The UK is already a world-leader in perovskite solar cells (PSCs) with Oxford Photovoltaics (spin out company from Oxford University co-founded by Prof. Henry Snaith, collaborator in the proposed work) aiming to bring PSCs to market by 2017. However, current research worldwide is focused on PSCs fabricated on rigid or flexible substrates for outdoor applications which have major limitations in applications involving integration with moving and non-planar curved surfaces. Furthermore, many applications such as robotic arms are indoor based. These applications will benefit from solar cells that are sufficiently elastic (stretchability in addition to flexibility) and highly efficient to power them indoors. Indoor light harvesting has recently attracted great attention because of unprecedented development of Internet of Things (IoT) which promises a future where a wide variety of consumer electronics, household amenities, bio-medical appliances as well as robotics could be integrated with and controlled via wireless communication systems and hence demand off-grid power sources. With IoT in perspective, highly efficient, indoor-functional and mechanically resilient elastic PSCs (the proposed work) will revolutionise our way of life.
The work proposed will, in particular, transform three areas: PSCs, Stretchable/Wearable Electronics and Robotics.
1. PSCs: Technology benchmarking and market analysis reveal that by 2025 the PSCs market is expected to reach $214 million.
2. Stretchable/Wearable electronics: Over $1 billion has been spent on research on stretchable electronics in 35 years. A notable example of this was the 2012 round of $12.5 million by MC10 in the USA, a company exclusively dedicated to commercialising stretchable electronics. It is expected that wearable electronics business currently at $20 billion (in 2015/16) will grow to $70 billion by 2025, the dominant sector will remain the healthcare sector which merges medical, fitness and wellness.
3. Robotics: Existing and emerging robotics market sectors amount to a $25bn market today and will grow to $123bn by 2026.
The above estimates are provided by IDTechEx (http://www.idtechex.com).
The team I lead in this proposal is unique - we are renowned experts in our respective fields, which are complementary and necessary for the success of this proposal. We have a strong track-record in PSCs, molecular materials (novel hole transport materials and interface modifiers), graphene and CNTs, stretchable devices and microelectronic fabrication and have worked together before in these individual areas - but for the first time are bringing together our skills for this new concept on highly efficient elastic perovskite solar cells. The research proposed concerns novel but fundamental research with great potential for commercial application, as evidenced by the direct participation of industrial partners, Shadow Robot Company UK, G24Power, and NSG Pilkington as well as involvement of Dupont Teijin Films.

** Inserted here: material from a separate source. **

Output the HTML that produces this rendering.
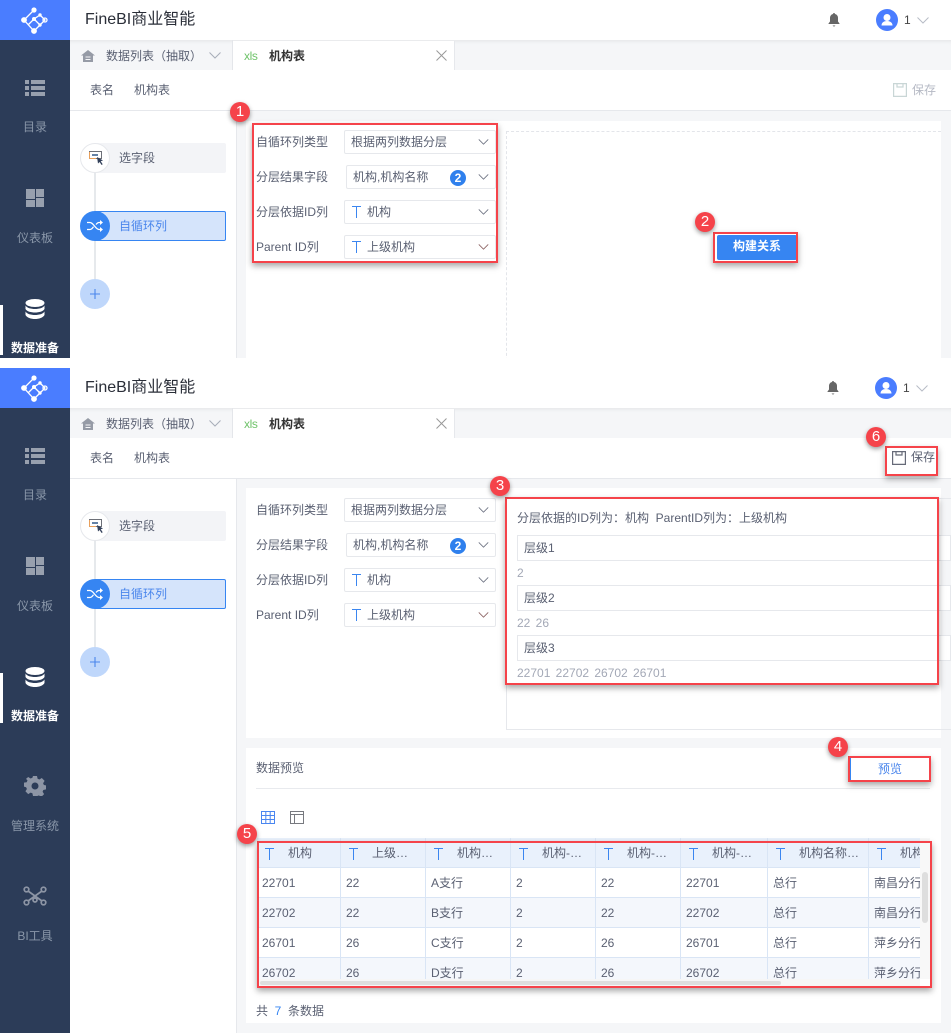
<!DOCTYPE html>
<html lang="zh"><head><meta charset="utf-8"><title>FineBI</title>
<style>
*{box-sizing:border-box}
html,body{margin:0;padding:0;background:#fff}
body{width:951px;height:1033px;position:relative;overflow:hidden;font:12px/18px "Liberation Sans","Noto Sans CJK SC",sans-serif;color:#5a6072}
.shot{position:absolute;left:0;width:951px;overflow:hidden;background:#f5f6f8}
.a{position:absolute}
.t{position:absolute;white-space:nowrap}
.side{position:absolute;left:0;top:0;width:70px;height:100%;background:#2c3c58}
.logo{position:absolute;left:0;top:0;width:70px;height:40px;background:#4a7dff}
.nl{position:absolute;left:0;width:70px;text-align:center;color:#8a97a9;line-height:18px}
.nl.on{color:#fff;font-weight:bold}
.sel{position:absolute;background:#fff;border:1px solid #e6e8ec;border-radius:2px;height:24px;color:#5a6072;line-height:22px}
.tt{position:absolute;left:7px;top:5px}
.chev{position:absolute;right:6px;top:8px;width:11px;height:6px;color:#6b7080}
.red{position:absolute;border:2px solid #f5434a;box-shadow:0 3px 6px rgba(0,0,0,.35);z-index:5}
.num{position:absolute;width:20px;height:20px;border-radius:50%;background:#f5434a;color:#fff;font-size:15px;line-height:20px;text-align:center;box-shadow:0 2px 5px rgba(0,0,0,.4);z-index:6}
.lv{position:absolute;left:517px;width:434px;height:26px;border:1px solid #e6e8ec;background:#fff;padding-left:6px;line-height:24px;color:#5a6072}
.v{position:absolute;left:517px;color:#a3a8b6;white-space:nowrap}
.v span{margin-left:5.3px}
</style></head><body>
<svg width="0" height="0" style="position:absolute">
<symbol id="logo" viewBox="0 0 70 40"><g fill="none" stroke="#fff" stroke-width="1.300"><path d="M34 10 24 20l10 11 6-6 5-5-5-5-6 4-6 6M34 19l6 6"/><circle cx="45" cy="20" r="2"/></g><g fill="#fff"><circle cx="34" cy="10" r="2.600"/><circle cx="24" cy="20" r="2.900"/><circle cx="34" cy="31" r="2.900"/><circle cx="40" cy="15" r="1.700"/><circle cx="40" cy="25" r="1.700"/><circle cx="34" cy="19" r="2"/></g></symbol>
<symbol id="list" viewBox="0 0 20 16"><path fill="#98a0ae" d="M0 0h4v4H0zM6 0h14v4H6zM0 6h4v4H0zM6 6h14v4H6zM0 12h4v4H0zM6 12h14v4H6z"/></symbol>
<symbol id="dash" viewBox="0 0 18 18"><path fill="#98a0ae" d="M0 0h9v10H0zM10 0h8v8h-8zM0 11h9v7H0zM10 9h8v9h-8z"/></symbol>
<symbol id="db" viewBox="0 0 20 20"><g fill="#fff"><ellipse cx="10" cy="4" rx="9.500" ry="4"/><path d="M.5 6.500C2 9 6 10 10 10s8-1 9.500-3.500V10C18 12.500 14 13.500 10 13.500S2 12.500.5 10z"/><path d="M.5 12.500C2 15 6 16 10 16s8-1 9.500-3.500V16c-1.500 2.700-5.500 4-9.500 4s-8-1.300-9.500-4z"/></g></symbol>
<symbol id="gear" viewBox="-1 0 22 20"><path fill="#8d95a5" fill-rule="evenodd" d="M8 0h4l.6 2.700 1.800.8L16.800 2l2.800 2.900-1.500 2.300.8 1.800 2.100.4v4l-2.700.6-.7 1.800 1.500 2.300-2.800 2.800-2.400-1.500-1.800.7L12 20H8l-.6-2.700-1.800-.7L3.200 18.100.4 15.300l1.500-2.300-.8-1.800L-1 10.600v-4l2.700-.4.8-1.800L1 2.900 3.200 1l2.400 1.500 1.800-.8zM10 6.500a3.500 3.500 0 1 0 0 7 3.500 3.500 0 0 0 0-7z"/></symbol>
<symbol id="tool" viewBox="0 0 24 20"><g fill="none" stroke="#8d95a5" stroke-width="1.700"><circle cx="3.500" cy="3.500" r="2.300"/><circle cx="20.500" cy="3.500" r="2.300"/><circle cx="3.500" cy="16.500" r="2.300"/><circle cx="20.500" cy="16.500" r="2.300"/><circle cx="12" cy="14" r="2"/><path d="M5 5l14 10M19 5 5 15"/></g></symbol>
<symbol id="bell" viewBox="0 0 12 14"><path fill="#666" d="M6 0c.6 0 1 .4 1 1 2 .5 3 2 3 4v3.500l1.500 2v.5H.5v-.5l1.500-2V5c0-2 1-3.500 3-4 0-.6.4-1 1-1zM4.500 12.500h3L6 13.800z"/></symbol>
<symbol id="user" viewBox="0 0 22 22"><circle cx="11" cy="11" r="11" fill="#4a7dff"/><circle cx="11" cy="8.500" r="3.500" fill="#fff"/><path fill="#fff" d="M5.500 16.500c0-3 2.500-4.500 5.500-4.500s5.500 1.500 5.500 4.500z"/></symbol>
<symbol id="home" viewBox="0 0 14 12"><path fill="#969ba6" d="M7 0l7 5.500H12V12H2V5.500H0zM4.500 6.500v1h5v-1zM4.500 9v1h5V9z" fill-rule="evenodd"/></symbol>
<symbol id="save" viewBox="0 0 14 14"><path fill="none" stroke="currentColor" stroke-width="1.200" d="M.6.600h12.800v12.800H.6zM4 .6v3.400h6V.6"/></symbol>
<symbol id="T" viewBox="0 0 9 12"><path fill="none" stroke="#3b86f0" stroke-width="1" d="M0 .5h9M4.500 .5V12"/></symbol>
<symbol id="ch" viewBox="0 0 12 7"><path fill="none" stroke="currentColor" stroke-width="1" d="M.5.500 6 6 11.500.5"/></symbol>
<symbol id="pick" viewBox="0 0 15 15"><path fill="none" stroke="#6d7078" stroke-width="1" d="M.5.500h12v7H.5z"/><path fill="none" stroke="#e8a05c" stroke-width="1" d="M.5 1v6.500H7"/><path fill="#6482a6" d="M3 3h6v2H3z"/><path fill="#33405a" d="M8 6l6 3.500-2.300.8 2 3-1.100.7-2-3L9 12.500z"/></symbol>
<symbol id="shuf" viewBox="0 0 16 12"><path fill="none" stroke="#fff" stroke-width="1.300" d="M0 2.500h3c3.500 0 5.500 7 9 7h3M0 9.500h3c1.500 0 2.500-1.300 3.500-2.800M9 4.500c1-1.200 2-2 3-2h3"/><path fill="#fff" d="M13 0l3 2.500-3 2.500zM13 7l3 2.500-3 2.500z"/></symbol>
<symbol id="grid" viewBox="0 0 14 13"><path fill="none" stroke="#4a86f0" stroke-width="1" d="M.5.500h13v12H.5zM.5 4.500h13M.5 8.500h13M4.800.5v12M9.200.5v12"/></symbol>
<symbol id="tbl" viewBox="0 0 14 13"><path fill="none" stroke="#77797f" stroke-width="1" d="M.5.500h13v12H.5zM.5 3.500h13M4.500 3.500v9"/></symbol>
<symbol id="plus" viewBox="0 0 9 9"><path fill="none" stroke="#4a86ec" stroke-width="1" d="M0 4.500h9M4.500 0v9"/></symbol>
<symbol id="x" viewBox="0 0 11 11"><path fill="none" stroke="#999" stroke-width="1" d="M.5.500l10 10M10.500.5l-10 10"/></symbol>
</svg>

<!-- TOP SHOT -->
<div class="shot" style="top:0;height:358px">
<div class="side">
<div class="logo"><svg class="a" style="left:0;top:0" width="70" height="40"><use href="#logo"/></svg></div>
<svg class="a" style="left:25px;top:80px" width="20" height="16"><use href="#list"/></svg><div class="nl" style="top:118px">目录</div>
<svg class="a" style="left:26px;top:189px" width="18" height="18"><use href="#dash"/></svg><div class="nl" style="top:229px">仪表板</div>
<svg class="a" style="left:25px;top:299px" width="20" height="20"><use href="#db"/></svg><div class="nl on" style="top:339px">数据准备</div>
<div class="a" style="left:0;top:305px;width:3px;height:50px;background:#fff"></div>
</div>
<div class="a" style="left:70px;top:0;width:881px;height:40px;background:#fff"></div>
<div class="t" style="left:85px;top:9px;font-size:16px;line-height:22px;color:#2a2e38">FineBI商业智能</div>
<svg class="a" style="left:828px;top:13px" width="12" height="14"><use href="#bell"/></svg>
<svg class="a" style="left:876px;top:9px" width="22" height="22"><use href="#user"/></svg>
<div class="t" style="left:904px;top:11px;color:#444">1</div>
<svg class="a" style="left:917px;top:17px;color:#b8bcc6" width="12" height="7"><use href="#ch"/></svg>
<div class="a" style="left:70px;top:40px;width:881px;height:30px;background:#f5f6f8;box-shadow:inset 0 4px 4px -3px rgba(0,0,0,.08)"></div>
<svg class="a" style="left:81px;top:50px" width="14" height="12"><use href="#home"/></svg>
<div class="t" style="left:106px;top:47px">数据列表（抽取）</div>
<svg class="a" style="left:209px;top:52px;color:#a7adb9" width="12" height="7"><use href="#ch"/></svg>
<div class="a" style="left:232px;top:40px;width:1px;height:30px;background:#e4e6ea"></div>
<div class="a" style="left:233px;top:41px;width:222px;height:29px;background:#fff;border-right:1px solid #e6e8ec"></div>
<div class="t" style="left:244px;top:47px;color:#6fc36a;font-size:12px;letter-spacing:-.4px">xls</div>
<div class="t" style="left:269px;top:47px;color:#333;font-weight:bold">机构表</div>
<svg class="a" style="left:436px;top:50px" width="11" height="11"><use href="#x"/></svg>
<div class="a" style="left:70px;top:70px;width:881px;height:41px;background:#fff;border-bottom:1px solid #e6e8ec"></div>
<div class="t" style="left:90px;top:81px">表名</div><div class="t" style="left:134px;top:81px">机构表</div>
<svg class="a" style="left:893px;top:83px;color:#c9d6d6" width="14" height="14"><use href="#save"/></svg>
<div class="t" style="left:912px;top:81px;color:#b5b9c4">保存</div>
<div class="a" style="left:70px;top:111px;width:167px;height:247px;background:#fff;border-right:1px solid #e6e8ec"></div>
<div class="a" style="left:94px;top:173px;width:2px;height:110px;background:#e6e9ec"></div>
<div class="a" style="left:95px;top:143px;width:131px;height:30px;background:#f3f4f7;border-radius:0 2px 2px 0"></div>
<div class="a" style="left:80px;top:143px;width:30px;height:30px;border-radius:50%;background:#fff;border:1px solid #e6e8ec"></div>
<svg class="a" style="left:89px;top:151px" width="15" height="15"><use href="#pick"/></svg>
<div class="t" style="left:119px;top:149px">选字段</div>
<div class="a" style="left:95px;top:211px;width:131px;height:30px;background:#d5e4fb;border:1px solid #3685f2;border-left:0;border-radius:0 2px 2px 0"></div>
<div class="a" style="left:80px;top:211px;width:30px;height:30px;border-radius:50%;background:#3685f2"></div>
<svg class="a" style="left:87px;top:220px" width="16" height="12"><use href="#shuf"/></svg>
<div class="t" style="left:119px;top:217px;color:#4a86ec">自循环列</div>
<div class="a" style="left:80px;top:279px;width:30px;height:30px;border-radius:50%;background:#bfd7fb"></div>
<svg class="a" style="left:90px;top:289px" width="10" height="10"><use href="#plus"/></svg>
<div class="a" style="left:246px;top:121px;width:695px;height:237px;background:#fff"></div>
<div class="t" style="left:256px;top:133px">自循环列类型</div><div class="t" style="left:256px;top:168px">分层结果字段</div><div class="t" style="left:256px;top:203px">分层依据ID列</div><div class="t" style="left:256px;top:238px">Parent ID列</div>
<div class="sel" style="left:344px;top:130px;width:152px;padding-left:6px">根据两列数据分层<svg class="chev"><use href="#ch"/></svg></div>
<div class="sel" style="left:346px;top:165px;width:150px;padding-left:6px">机构,机构名称<span class="a" style="left:103px;top:4px;width:16px;height:16px;border-radius:50%;background:#2f80ed;color:#fff;text-align:center;line-height:16px;font-weight:bold">2</span><svg class="chev"><use href="#ch"/></svg></div>
<div class="sel" style="left:344px;top:200px;width:152px;padding-left:22px"><svg class="tt" width="9" height="12"><use href="#T"/></svg>机构<svg class="chev"><use href="#ch"/></svg></div>
<div class="sel" style="left:344px;top:235px;width:152px;padding-left:22px"><svg class="tt" width="9" height="12"><use href="#T"/></svg>上级机构<svg class="chev" style="color:#8a6060"><use href="#ch"/></svg></div>
<div class="a" style="left:506px;top:131px;width:435px;height:240px;border:1px dashed #e3e5ea;border-right:0"></div>
<div class="a" style="left:717px;top:235px;width:80px;height:25px;background:#3685f2;border-radius:2px;color:#fff;text-align:center;line-height:23px;font-weight:bold">构建关系</div>
<div class="red" style="left:252px;top:123px;width:246px;height:140px"></div>
<div class="red" style="left:713px;top:232px;width:85px;height:31px"></div>
<div class="num" style="left:230px;top:102px">1</div>
<div class="num" style="left:695px;top:212px">2</div>
</div>

<!-- BOTTOM SHOT -->
<div class="shot" style="top:368px;height:665px">
<div class="side">
<div class="logo"><svg class="a" style="left:0;top:0" width="70" height="40"><use href="#logo"/></svg></div>
<svg class="a" style="left:25px;top:80px" width="20" height="16"><use href="#list"/></svg><div class="nl" style="top:118px">目录</div>
<svg class="a" style="left:26px;top:189px" width="18" height="18"><use href="#dash"/></svg><div class="nl" style="top:229px">仪表板</div>
<svg class="a" style="left:25px;top:299px" width="20" height="20"><use href="#db"/></svg><div class="nl on" style="top:339px">数据准备</div>
<div class="a" style="left:0;top:305px;width:3px;height:50px;background:#fff"></div>
<svg class="a" style="left:24px;top:408px" width="22" height="20"><use href="#gear"/></svg><div class="nl" style="top:449px">管理系统</div>
<svg class="a" style="left:23px;top:518px" width="24" height="20"><use href="#tool"/></svg><div class="nl" style="top:559px">BI工具</div>
</div>
<div class="a" style="left:70px;top:0;width:881px;height:40px;background:#fff"></div>
<div class="t" style="left:85px;top:9px;font-size:16px;line-height:22px;color:#2a2e38">FineBI商业智能</div>
<svg class="a" style="left:827px;top:13px" width="12" height="14"><use href="#bell"/></svg>
<svg class="a" style="left:875px;top:9px" width="22" height="22"><use href="#user"/></svg>
<div class="t" style="left:903px;top:11px;color:#444">1</div>
<svg class="a" style="left:916px;top:17px;color:#b8bcc6" width="12" height="7"><use href="#ch"/></svg>
<div class="a" style="left:70px;top:40px;width:881px;height:30px;background:#f5f6f8;box-shadow:inset 0 4px 4px -3px rgba(0,0,0,.08)"></div>
<svg class="a" style="left:81px;top:50px" width="14" height="12"><use href="#home"/></svg>
<div class="t" style="left:106px;top:47px">数据列表（抽取）</div>
<svg class="a" style="left:209px;top:52px;color:#a7adb9" width="12" height="7"><use href="#ch"/></svg>
<div class="a" style="left:232px;top:40px;width:1px;height:30px;background:#e4e6ea"></div>
<div class="a" style="left:233px;top:41px;width:222px;height:29px;background:#fff;border-right:1px solid #e6e8ec"></div>
<div class="t" style="left:244px;top:47px;color:#6fc36a;font-size:12px;letter-spacing:-.4px">xls</div>
<div class="t" style="left:269px;top:47px;color:#333;font-weight:bold">机构表</div>
<svg class="a" style="left:436px;top:50px" width="11" height="11"><use href="#x"/></svg>
<div class="a" style="left:70px;top:70px;width:881px;height:41px;background:#fff;border-bottom:1px solid #e6e8ec"></div>
<div class="t" style="left:90px;top:81px">表名</div><div class="t" style="left:134px;top:81px">机构表</div>
<svg class="a" style="left:892px;top:83px;color:#666a78" width="14" height="14"><use href="#save"/></svg>
<div class="t" style="left:911px;top:80px">保存</div>
<div class="a" style="left:70px;top:111px;width:167px;height:554px;background:#fff;border-right:1px solid #e6e8ec"></div>
<div class="a" style="left:94px;top:173px;width:2px;height:110px;background:#e6e9ec"></div>
<div class="a" style="left:95px;top:143px;width:131px;height:30px;background:#f3f4f7;border-radius:0 2px 2px 0"></div>
<div class="a" style="left:80px;top:143px;width:30px;height:30px;border-radius:50%;background:#fff;border:1px solid #e6e8ec"></div>
<svg class="a" style="left:89px;top:151px" width="15" height="15"><use href="#pick"/></svg>
<div class="t" style="left:119px;top:149px">选字段</div>
<div class="a" style="left:95px;top:211px;width:131px;height:30px;background:#d5e4fb;border:1px solid #3685f2;border-left:0;border-radius:0 2px 2px 0"></div>
<div class="a" style="left:80px;top:211px;width:30px;height:30px;border-radius:50%;background:#3685f2"></div>
<svg class="a" style="left:87px;top:220px" width="16" height="12"><use href="#shuf"/></svg>
<div class="t" style="left:119px;top:217px;color:#4a86ec">自循环列</div>
<div class="a" style="left:80px;top:279px;width:30px;height:30px;border-radius:50%;background:#bfd7fb"></div>
<svg class="a" style="left:90px;top:289px" width="10" height="10"><use href="#plus"/></svg>
<div class="a" style="left:246px;top:120px;width:695px;height:250px;background:#fff"></div>
<div class="t" style="left:256px;top:133px">自循环列类型</div><div class="t" style="left:256px;top:168px">分层结果字段</div><div class="t" style="left:256px;top:203px">分层依据ID列</div><div class="t" style="left:256px;top:238px">Parent ID列</div>
<div class="sel" style="left:344px;top:130px;width:152px;padding-left:6px">根据两列数据分层<svg class="chev"><use href="#ch"/></svg></div>
<div class="sel" style="left:346px;top:165px;width:150px;padding-left:6px">机构,机构名称<span class="a" style="left:103px;top:4px;width:16px;height:16px;border-radius:50%;background:#2f80ed;color:#fff;text-align:center;line-height:16px;font-weight:bold">2</span><svg class="chev"><use href="#ch"/></svg></div>
<div class="sel" style="left:344px;top:200px;width:152px;padding-left:22px"><svg class="tt" width="9" height="12"><use href="#T"/></svg>机构<svg class="chev"><use href="#ch"/></svg></div>
<div class="sel" style="left:344px;top:235px;width:152px;padding-left:22px"><svg class="tt" width="9" height="12"><use href="#T"/></svg>上级机构<svg class="chev" style="color:#8a6060"><use href="#ch"/></svg></div>
<div class="a" style="left:506px;top:130px;width:445px;height:232px;border:1px solid #e6e8ec;border-right:0"></div>
<div class="t" style="left:517px;top:141px">分层依据的ID列为：机构&nbsp;&nbsp;ParentID列为：上级机构</div>
<div class="lv" style="top:167px">层级1</div><div class="v" style="top:196px">2</div>
<div class="lv" style="top:217px">层级2</div><div class="v" style="top:246px">22<span>26</span></div>
<div class="lv" style="top:267px">层级3</div><div class="v" style="top:296px">22701<span>22702</span><span>26702</span><span>26701</span></div>

<div class="a" style="left:246px;top:380px;width:695px;height:275px;background:#fff"></div>
<div class="t" style="left:256px;top:391px">数据预览</div>
<div class="a" style="left:256px;top:420px;width:674px;height:1px;background:#e8eaee"></div>
<div class="a" style="left:850px;top:389px;width:80px;height:24px;border:1px solid #3685f2;background:#fff;color:#4a86ec;text-align:center;line-height:22px">预览</div>
<svg class="a" style="left:261px;top:443px" width="14" height="13"><use href="#grid"/></svg>
<svg class="a" style="left:290px;top:443px" width="14" height="13"><use href="#tbl"/></svg>

<div class="a" style="left:257px;top:611px;width:663px;height:7px;background:#f6f6f6"></div>
<div class="a" style="left:920px;top:470px;width:10px;height:141px;background:#f8f8f8"></div>
<div class="a" style="left:257px;top:470px;width:663px;height:141px;overflow:hidden;background:#fff">
<div class="a" style="left:0;top:0;width:663px;height:30px;background:#e9f1fc"></div>
<div class="a" style="left:0;top:60px;width:663px;height:30px;background:#f4f7fc"></div>
<div class="a" style="left:0;top:120px;width:663px;height:30px;background:#f4f7fc"></div>
<div class="a" style="left:0;top:29px;width:663px;height:1px;background:#d9e5f5"></div>
<div class="a" style="left:0;top:59px;width:663px;height:1px;background:#d9e5f5"></div>
<div class="a" style="left:0;top:89px;width:663px;height:1px;background:#d9e5f5"></div>
<div class="a" style="left:0;top:119px;width:663px;height:1px;background:#d9e5f5"></div>
<div class="a" style="left:83px;top:0;width:1px;height:141px;background:#d9e5f5"></div>
<div class="a" style="left:168px;top:0;width:1px;height:141px;background:#d9e5f5"></div>
<div class="a" style="left:253px;top:0;width:1px;height:141px;background:#d9e5f5"></div>
<div class="a" style="left:338px;top:0;width:1px;height:141px;background:#d9e5f5"></div>
<div class="a" style="left:423px;top:0;width:1px;height:141px;background:#d9e5f5"></div>
<div class="a" style="left:510px;top:0;width:1px;height:141px;background:#d9e5f5"></div>
<div class="a" style="left:611px;top:0;width:1px;height:141px;background:#d9e5f5"></div>

<svg class="a" style="left:8px;top:10px" width="9" height="12"><use href="#T"/></svg><div class="t" style="left:31px;top:6px">机构</div>
<svg class="a" style="left:92px;top:10px" width="9" height="12"><use href="#T"/></svg><div class="t" style="left:115px;top:6px">上级…</div>
<svg class="a" style="left:177px;top:10px" width="9" height="12"><use href="#T"/></svg><div class="t" style="left:200px;top:6px">机构…</div>
<svg class="a" style="left:262px;top:10px" width="9" height="12"><use href="#T"/></svg><div class="t" style="left:285px;top:6px">机构-…</div>
<svg class="a" style="left:347px;top:10px" width="9" height="12"><use href="#T"/></svg><div class="t" style="left:370px;top:6px">机构-…</div>
<svg class="a" style="left:432px;top:10px" width="9" height="12"><use href="#T"/></svg><div class="t" style="left:455px;top:6px">机构-…</div>
<svg class="a" style="left:519px;top:10px" width="9" height="12"><use href="#T"/></svg><div class="t" style="left:542px;top:6px">机构名称…</div>
<svg class="a" style="left:620px;top:10px" width="9" height="12"><use href="#T"/></svg><div class="t" style="left:643px;top:6px">机构</div>

<div class="t" style="left:5px;top:36px">22701</div><div class="t" style="left:89px;top:36px">22</div><div class="t" style="left:174px;top:36px">A支行</div><div class="t" style="left:259px;top:36px">2</div><div class="t" style="left:344px;top:36px">22</div><div class="t" style="left:429px;top:36px">22701</div><div class="t" style="left:516px;top:36px">总行</div><div class="t" style="left:617px;top:36px">南昌分行</div>
<div class="t" style="left:5px;top:66px">22702</div><div class="t" style="left:89px;top:66px">22</div><div class="t" style="left:174px;top:66px">B支行</div><div class="t" style="left:259px;top:66px">2</div><div class="t" style="left:344px;top:66px">22</div><div class="t" style="left:429px;top:66px">22702</div><div class="t" style="left:516px;top:66px">总行</div><div class="t" style="left:617px;top:66px">南昌分行</div>
<div class="t" style="left:5px;top:96px">26701</div><div class="t" style="left:89px;top:96px">26</div><div class="t" style="left:174px;top:96px">C支行</div><div class="t" style="left:259px;top:96px">2</div><div class="t" style="left:344px;top:96px">26</div><div class="t" style="left:429px;top:96px">26701</div><div class="t" style="left:516px;top:96px">总行</div><div class="t" style="left:617px;top:96px">萍乡分行</div>
<div class="t" style="left:5px;top:126px">26702</div><div class="t" style="left:89px;top:126px">26</div><div class="t" style="left:174px;top:126px">D支行</div><div class="t" style="left:259px;top:126px">2</div><div class="t" style="left:344px;top:126px">26</div><div class="t" style="left:429px;top:126px">26702</div><div class="t" style="left:516px;top:126px">总行</div><div class="t" style="left:617px;top:126px">萍乡分行</div>
</div>
<div class="a" style="left:260px;top:613px;width:521px;height:4px;background:#dedede;border-radius:2px"></div>
<div class="a" style="left:922px;top:504px;width:6px;height:51px;background:#dedede;border-radius:3px"></div>
<div class="t" style="left:256px;top:634px">共&nbsp;&nbsp;<span style="color:#3685f2">7</span>&nbsp;&nbsp;条数据</div>

<div class="red" style="left:505px;top:129px;width:434px;height:188px"></div>
<div class="red" style="left:848px;top:388px;width:83px;height:26px"></div>
<div class="red" style="left:257px;top:473px;width:675px;height:147px"></div>
<div class="red" style="left:885px;top:78px;width:53px;height:30px"></div>
<div class="num" style="left:490px;top:108px">3</div>
<div class="num" style="left:828px;top:369px">4</div>
<div class="num" style="left:237px;top:456px">5</div>
<div class="num" style="left:866px;top:59px">6</div>
</div>
</body></html>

The project will provide additional skills resource to allow for training of doctoral candidates in the photovoltaics/ elastic electronics/ device fabrication sectors, plus given the integration focus of the research, this will also provide for technologists geared towards enabling Internet of Things. This includes training in advanced characterisation, advanced mechanical-testing for elastic PSCs, fabrication techniques and integration to robotics and wearable electronics that can be used in a variety of projects/applications. In addition, the immediate interaction with our industrial partners will add direct value to myself and training to the PDRA. This will offer us increased insight into the industrial needs, constraints and avenues for application of state-of-the-art research. The proposed work will enable me to establish nodal centre of excellence in stretchable smart devices at the University of Edinburgh thereby enhancing my credentials as a leader in this area.